The battle lines already are drawn over the Environmental Protection Agency’s announcement Wednesday that it’s seeking to reduce the nation’s levels of ground-level ozone, the main component of smog.

Under the Clean Air Act, the EPA is required to review air-quality standards every five years. Under President George W. Bush, the agency set the ozone threshold at 75 parts per billion in 2008.

The EPA now wants to lower the bar to between 65 ppb and 70 ppb, the level that the agency’s advisory board of independent scientists and physicians has recommended. However, EPA will review comments on a lower benchmark of 60 ppb during its commentary period.

Ozone is created when sunlight hits emissions coming from vehicles, electricity-generating plants and factories. The EPA said ozone at the current accepted levels “can pose serious threats to public health, harm the respiratory system, cause or aggravate asthma and other lung diseases, and is linked to premature death from respiratory and cardiovascular causes.”

The NRDC said medical evidence shows that the revised limit, even at the lower end of 65 ppb, is harmful to health. ”So we urge EPA to set the standard at 60 ppb.”

AQI (Click on the image at right to check the national Air Quality Index.)

That stance will put the EPA on a collision course with the manufacturing sector and Republican elected officials, who will control both the Senate and House in January. Sen. James Inhofe, the Oklahoma Republican who will take over as chairman of the Senate Environment and Public Works Committee, said in a statement that the lower threshold “will lower our nation’s economic competitiveness and stifle job creation for decades.”

National Association of Manufacturers president and CEO Jay Timmons said the new ozone regulation “threatens to be the most expensive ever imposed on industry in America and could jeopardize recent progress in manufacturing by placing massive new costs on manufacturers and closing off counties and states to new business …”

The Associated Press notes that the EPA initially proposed a range of 60 to 70 ppb in January 2010. Had that gone into effect, it would have come with an estimated price tag of between $19 billion and $90 billion and would have doubled the number of U.S. counties in violation.

In 2011, President Obama, in advance of his 2012 re-election campaign, “reneged on a plan by then-Environmental Protection Agency administrator Lisa Jackson to lower the permissible level to be more protective of public health,” The AP wrote.

“Seldom do presidents get an opportunity to right a wrong,” Bill Becker of the National Association of Clean Air Agencies told AP. “Obama has walked the walk on air.”
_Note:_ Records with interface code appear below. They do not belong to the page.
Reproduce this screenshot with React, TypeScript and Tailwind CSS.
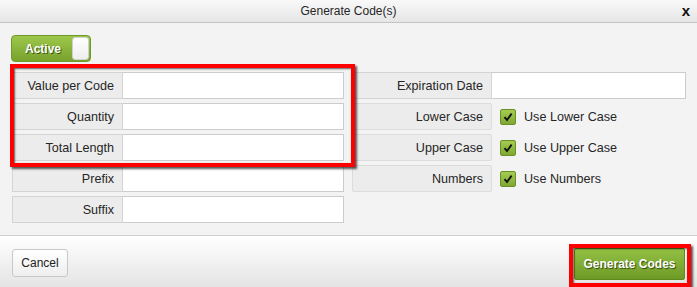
import React from "react";

const font = "font-['Liberation_Sans',Arial,sans-serif]";

function Field({ label, labelW }: { label: string; labelW: string }) {
  return (
    <div className="flex h-[27px]">
      <div
        className={`${labelW} flex shrink-0 items-center justify-end border border-[#d4d4d4] bg-[#ececec] pr-[8px] pt-px text-[12.6px] text-[#262626]`}
      >
        {label}
      </div>
      <div className="flex-1 border border-l-0 border-[#cccccc] bg-white" />
    </div>
  );
}

function CheckRow({ label, text }: { label: string; text: string }) {
  return (
    <div className="flex h-[27px] items-center">
      <div className="flex h-full w-[140px] shrink-0 items-center justify-end rounded-[2px] border border-[#dcdcdc] bg-[#ececec] pr-[8px] pt-px text-[12.6px] text-[#262626]">
        {label}
      </div>
      <div className="ml-[8px] flex h-[16px] w-[16px] items-center justify-center rounded-[2px] border border-[#6c8f25] bg-gradient-to-b from-[#a4cc52] to-[#7fa832]">
        <svg width="10" height="10" viewBox="0 0 10 10">
          <path d="M1.5 5.2 L4 8 L8.6 1.6" fill="none" stroke="#111" strokeWidth="1.9" />
        </svg>
      </div>
      <span className="ml-[8px] pt-px text-[12.6px] text-[#262626]">{text}</span>
    </div>
  );
}

export default function App() {
  return (
    <div className={`relative h-[287px] w-[697px] overflow-hidden bg-[#f3f3f3] ${font}`}>
      {/* Title bar */}
      <div className="relative flex h-[23px] items-center justify-center border-b border-[#c4c4c4] bg-gradient-to-b from-[#f9f9f9] to-[#e5e5e5]">
        <span className="text-[12px] text-[#262626]">Generate Code(s)</span>
        <span className="absolute right-[7px] top-[2px] text-[15px] font-bold leading-[18px] text-[#111]">x</span>
      </div>

      {/* Body */}
      <div className="h-[212px] pl-[12px] pt-[12px]">
        <div className="-ml-px flex h-[27px] w-[80px] items-center rounded-[4px] border border-[#6f9a2b] bg-gradient-to-b from-[#9dc84b] to-[#78a22c] pl-[13px]">
          <span className="text-[12px] font-bold text-white [text-shadow:1px_1px_0_#3d5a10]">
            Active
          </span>
          <div className="ml-auto mr-px h-[23px] w-[17px] rounded-[3px] border border-[#d0d0d0] bg-gradient-to-b from-white to-[#eeeeee]" />
        </div>

        <div className="mt-[10px] flex gap-[8px]">
          <div className="flex w-[332px] flex-col gap-[4px]">
            <Field label="Value per Code" labelW="w-[111px]" />
            <Field label="Quantity" labelW="w-[111px]" />
            <Field label="Total Length" labelW="w-[111px]" />
            <Field label="Prefix" labelW="w-[111px]" />
            <Field label="Suffix" labelW="w-[111px]" />
          </div>
          <div className="flex w-[334px] flex-col gap-[4px]">
            <Field label="Expiration Date" labelW="w-[140px]" />
            <CheckRow label="Lower Case" text="Use Lower Case" />
            <CheckRow label="Upper Case" text="Use Upper Case" />
            <CheckRow label="Numbers" text="Use Numbers" />
          </div>
        </div>
      </div>

      {/* Footer */}
      <div className="flex h-[52px] items-start justify-between border-t border-[#cfcfcf] bg-gradient-to-b from-white to-[#e4e4e4] pl-[12px] pr-[12px]">
        <button className="mt-[13px] h-[28px] w-[56px] rounded-[3px] border border-[#c8c8c8] bg-gradient-to-b from-white to-[#eeeeee] text-[12px] text-[#222]">
          Cancel
        </button>
        <button className="mt-[12px] h-[32px] w-[111px] rounded-[2px] border border-[#5e8a1c] bg-gradient-to-b from-[#93c043] to-[#6e9a27] text-[12px] font-bold text-white [text-shadow:1px_1px_1px_#2f4a0a]">
          Generate Codes
        </button>
      </div>

      {/* Annotation boxes */}
      <div className="pointer-events-none absolute left-[10px] top-[64px] h-[103px] w-[345px] border-[4px] border-[#ff0000] shadow-[2px_2px_2px_rgba(0,0,0,0.65),inset_1px_1px_2px_rgba(0,0,0,0.6)]" />
      <div className="pointer-events-none absolute left-[569px] top-[244px] h-[43px] w-[122px] border-[4px] border-[#ff0000] shadow-[2px_2px_2px_rgba(0,0,0,0.65),inset_1px_1px_2px_rgba(0,0,0,0.6)]" />
    </div>
  );
}
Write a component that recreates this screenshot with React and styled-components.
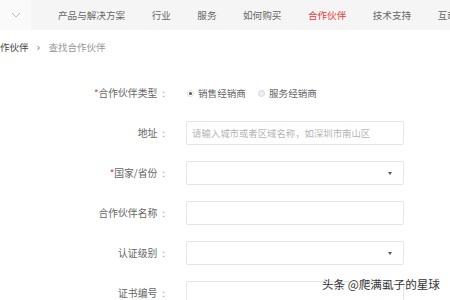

Current EPA administrator Gina McCarthy, in a post on CNNMoney.com, put the health argument front and center. But she also said cutting emissions would help the economy, not hinder it:

“Missing work, feeling ill, or caring for a sick child costs us time, money, and personal hardship. When family health issues hurt us financially, that drags down the whole economy. … Special-interest critics will try to convince you that pollution standards chase away local jobs and businesses, but, in fact, healthy communities attract new businesses, new investment, and new jobs.”